Loyola’s SMC is giving students an additional edge: This year, seniors will graduate with a certification in ethical leadership from the Student Center for the Public Trust. All students will get the certification as part of a required ethics class. More than 80 percent of young professionals face an ethical dilemma within their first two years in the work force, according to the organization, and this certification will ensure that our graduates have the skills and the backbone to successfully navigate the work environment.
Setting the Pace
Maroon adviser Giusti paraphrases Mark Twain by saying rumors of the death of traditional media are greatly exaggerated.
"Media is changing, for sure, but if you’re graduating with multi-platform skills, being able to tell stories through all the digital tools that are available, you’re still in-demand," he says. "We’re also placing people in corporate settings. The skills that they’re learning, telling stories and using digital tools to communicate, are very valuable in a public relations setting, in any kind of corporate communications. We’re also seeing people who are being picked
up by law firms as investigators. The jobs are there if you’re willing to embrace the change."
No matter the medium, students from Loyola are multitalented, thoughtful, and optimistic.
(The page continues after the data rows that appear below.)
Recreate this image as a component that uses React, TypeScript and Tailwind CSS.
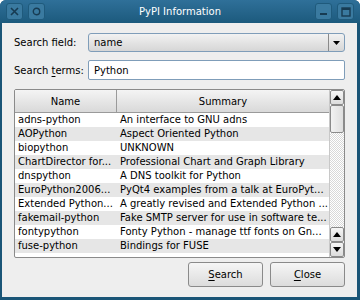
const rows: [string, string][] = [
  ["adns-python", "An interface to GNU adns"],
  ["AOPython", "Aspect Oriented Python"],
  ["biopython", "UNKNOWN"],
  ["ChartDirector for...", "Professional Chart and Graph Library"],
  ["dnspython", "A DNS toolkit for Python"],
  ["EuroPython2006...", "PyQt4 examples from a talk at EuroPyt..."],
  ["Extended Python...", "A greatly revised and Extended Python ..."],
  ["fakemail-python", "Fake SMTP server for use in software te..."],
  ["fontypython", "Fonty Python - manage ttf fonts on Gn..."],
  ["fuse-python", "Bindings for FUSE"],
];

const TitleBtn = ({ children }: { children: React.ReactNode }) => (
  <div className="w-[17px] h-[17px] rounded-[3px] border border-[#1f5a7c] bg-[#3a7aa0] flex items-center justify-center">
    {children}
  </div>
);

const ScrollBtn = ({ up }: { up: boolean }) => (
  <div className="h-[15px] shrink-0 border border-[#8a8a8a] rounded-[2px] bg-gradient-to-b from-[#f6f6f6] to-[#dcdcdc] flex items-center justify-center">
    <svg width="8" height="5" viewBox="0 0 8 5">
      <path d={up ? "M0 5 L4 0 L8 5 Z" : "M0 0 L4 5 L8 0 Z"} fill="#000" />
    </svg>
  </div>
);

export default function App() {
  return (
    <div className="w-[360px] h-[300px] flex flex-col bg-[#1a5577] rounded-t-[6px] overflow-hidden font-['DejaVu_Sans',sans-serif] text-[10px] text-black">
      <div className="h-[23px] shrink-0 bg-gradient-to-b from-[#2f7099] to-[#1c5a7d] flex items-center px-[6px] gap-[5px]">
        <TitleBtn>
          <svg width="9" height="9" viewBox="0 0 9 9">
            <path d="M1 1 L8 8 M8 1 L1 8" stroke="#173b52" strokeWidth="1.6" />
          </svg>
        </TitleBtn>
        <TitleBtn>
          <svg width="9" height="9" viewBox="0 0 9 9">
            <circle cx="4.5" cy="4.5" r="3.2" stroke="#173b52" strokeWidth="1.4" fill="none" />
          </svg>
        </TitleBtn>
        <div className="flex-1 text-center text-white text-[10px] leading-none">PyPI Information</div>
        <TitleBtn>
          <svg width="9" height="9" viewBox="0 0 9 9">
            <rect x="1" y="6" width="7" height="2" fill="#173b52" />
          </svg>
        </TitleBtn>
        <TitleBtn>
          <svg width="10" height="10" viewBox="0 0 10 10">
            <rect x="1" y="1" width="8" height="8" stroke="#173b52" strokeWidth="1.4" fill="none" />
            <rect x="1" y="1" width="8" height="2" fill="#173b52" />
          </svg>
        </TitleBtn>
      </div>
      <div className="flex-1 ml-[2px] mr-[3px] mb-[3px] bg-[#eeeeee] flex flex-col px-[12px] pt-[10px]">
        <div className="flex items-center h-[19px]">
          <div className="w-[74px]">Search field:</div>
          <div className="flex-1 h-[19px] rounded-[3px] border border-[#7f9db9] bg-gradient-to-b from-[#f2f2f2] to-[#d6d6d6] flex items-center">
            <div className="flex-1 pl-[5px]">name</div>
            <div className="w-[16px] h-full border-l border-[#8a8a8a] flex items-center justify-center">
              <svg width="7" height="4" viewBox="0 0 7 4">
                <path d="M0 0 L3.5 4 L7 0 Z" fill="#000" />
              </svg>
            </div>
          </div>
        </div>
        <div className="flex items-center h-[20px] mt-[8px]">
          <div className="w-[74px]">
            Search <span className="underline underline-offset-2">t</span>erms:
          </div>
          <div className="flex-1 h-[20px] rounded-[2px] border border-[#7f9db9] bg-white flex items-center pl-[5px]">
            Python
          </div>
        </div>
        <div className="mt-[9px] h-[169px] border border-[#8a8a8a] rounded-[2px] bg-white flex overflow-hidden">
          <div className="flex-1 flex flex-col min-w-0">
            <div className="h-[23px] shrink-0 flex bg-gradient-to-b from-[#f4f4f4] to-[#d8d8d8]">
              <div className="w-[102px] border-r border-b border-[#9a9a9a] flex items-center justify-center">Name</div>
              <div className="flex-1 border-b border-[#9a9a9a] flex items-center justify-center">Summary</div>
            </div>
            {rows.map(([name, summary], i) => (
              <div
                key={name}
                className={`h-[14px] shrink-0 flex items-center leading-none whitespace-nowrap ${i % 2 === 1 ? "bg-[#e6e6e6]" : "bg-white"}`}
              >
                <div className="w-[102px] shrink-0 pl-[3px] overflow-hidden">{name}</div>
                <div className="flex-1 pl-[3px] overflow-hidden">{summary}</div>
              </div>
            ))}
          </div>
          <div className="w-[15px] flex flex-col border-l border-[#c8c8c8]">
            <ScrollBtn up />
            <div className="h-[28px] shrink-0 border border-[#8a8a8a] rounded-[2px] bg-gradient-to-r from-[#f2f2f2] to-[#dedede]" />
            <div className="flex-1 bg-[repeating-conic-gradient(#d8d8d8_0_25%,#ffffff_0_50%)] bg-[length:2px_2px]" />
            <ScrollBtn up />
            <ScrollBtn up={false} />
          </div>
        </div>
        <div className="flex justify-end gap-[7px] mt-[4px]">
          <button className="w-[75px] h-[25px] rounded-[3px] border border-[#8a8a8a] bg-gradient-to-b from-[#f6f6f6] to-[#dcdcdc]">
            <span className="underline underline-offset-2">S</span>earch
          </button>
          <button className="w-[75px] h-[25px] rounded-[3px] border border-[#8a8a8a] bg-gradient-to-b from-[#f6f6f6] to-[#dcdcdc]">
            <span className="underline underline-offset-2">C</span>lose
          </button>
        </div>
      </div>
    </div>
  );
}
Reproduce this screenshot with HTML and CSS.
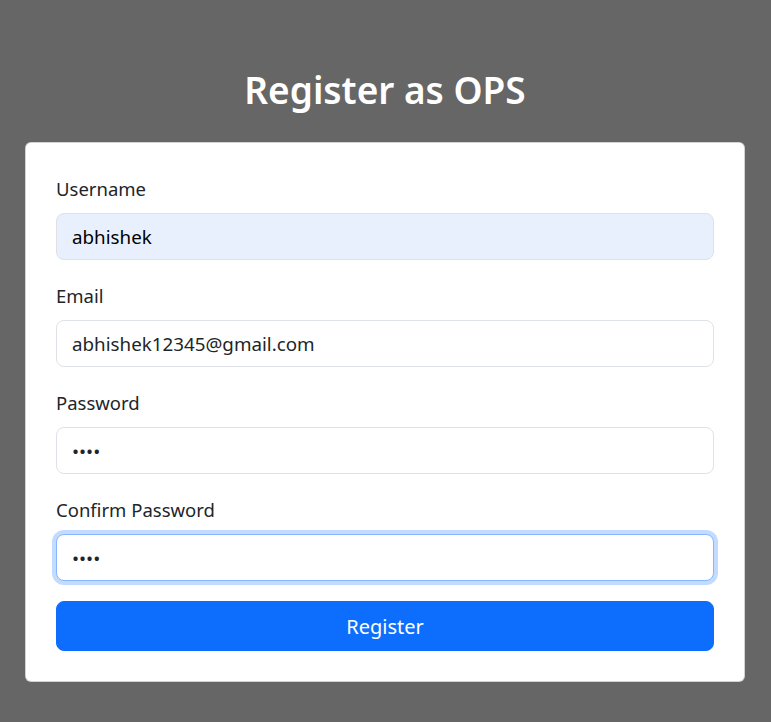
FILE: index.html
```html
<!DOCTYPE html>
<html lang="en">
<head>
<meta charset="utf-8">
<title>Register as OPS</title>
<link rel="stylesheet" href="styles.css">
</head>
<body>
<main class="page">
  <h1 class="title">Register as OPS</h1>
  <form class="card">
    <div class="field">
      <label class="label" for="username">Username</label>
      <input class="input autofill" id="username" type="text" value="abhishek">
    </div>
    <div class="field">
      <label class="label" for="email">Email</label>
      <input class="input" id="email" type="email" value="abhishek12345@gmail.com">
    </div>
    <div class="field">
      <label class="label" for="password">Password</label>
      <input class="input" id="password" type="password" value="1234">
    </div>
    <div class="field">
      <label class="label" for="confirm">Confirm Password</label>
      <input class="input focused" id="confirm" type="password" value="1234">
    </div>
    <button class="btn" type="button">Register</button>
  </form>
</main>
</body>
</html>
```
FILE: styles.css
```css
* { box-sizing: border-box; }
html, body { margin: 0; padding: 0; }
body {
  background: #666666;
  font-family: "Noto Sans", "Open Sans", sans-serif;
  color: #212529;
  min-height: 722px;
}
.page {
  display: flex;
  flex-direction: column;
  align-items: center;
  padding: 66px 1px 0 0;
}
.title {
  margin: 0 0 28px;
  color: #ffffff;
  font-size: 37px;
  font-weight: 600;
  line-height: 48px;
}
.card {
  width: 720px;
  background: #ffffff;
  border: 1px solid rgba(0, 0, 0, 0.175);
  border-radius: 6px;
  padding: 30px;
  display: flex;
  flex-direction: column;
}
.field {
  display: flex;
  flex-direction: column;
  margin-bottom: 20px;
}
.label {
  font-size: 18.5px;
  line-height: 30px;
  padding-top: 1px;
  margin-bottom: 9px;
}
.input {
  height: 47px;
  padding: 0 15px;
  font-family: inherit;
  font-size: 18.8px;
  color: #212529;
  background: #ffffff;
  border: 1px solid #dee2e6;
  border-radius: 8px;
  outline: none;
}
.input.autofill { background: #e8f0fe; color: #000; }
.input.focused {
  border-color: #86b7fe;
  box-shadow: 0 0 0 4px rgba(13, 110, 253, 0.25);
}
.btn {
  height: 50px;
  padding: 0;
  font-family: inherit;
  font-size: 20px;
  color: #ffffff;
  background: #0d6efd;
  border: 1px solid #0d6efd;
  border-radius: 8px;
  cursor: pointer;
}
```
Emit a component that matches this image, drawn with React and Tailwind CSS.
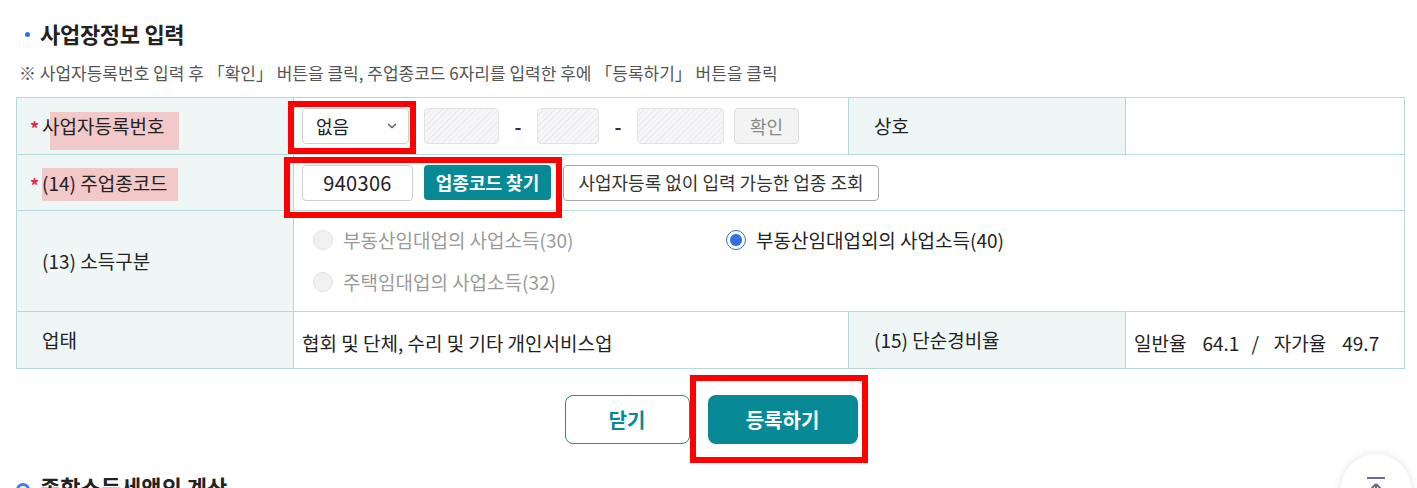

Dulle wants to work in Catholic media after graduation but is cautious about making long-term plans, not knowing what the career landscape will look like. But her reasons for wanting to go in journalism probably resemble those of many Maroon editors before her, even ones predating the Internet.
"I have a lot of hope in the power of journalism," she says. "The whole point of journalists in society is to hold institutions accountable and draw attention to what real people are going through. Ultimately, we’re not supposed to have an agenda, but you hope you’ll effect some positive change in drawing attention to things that are problems or things that are injustices. I feel like there’s a lot of power in that."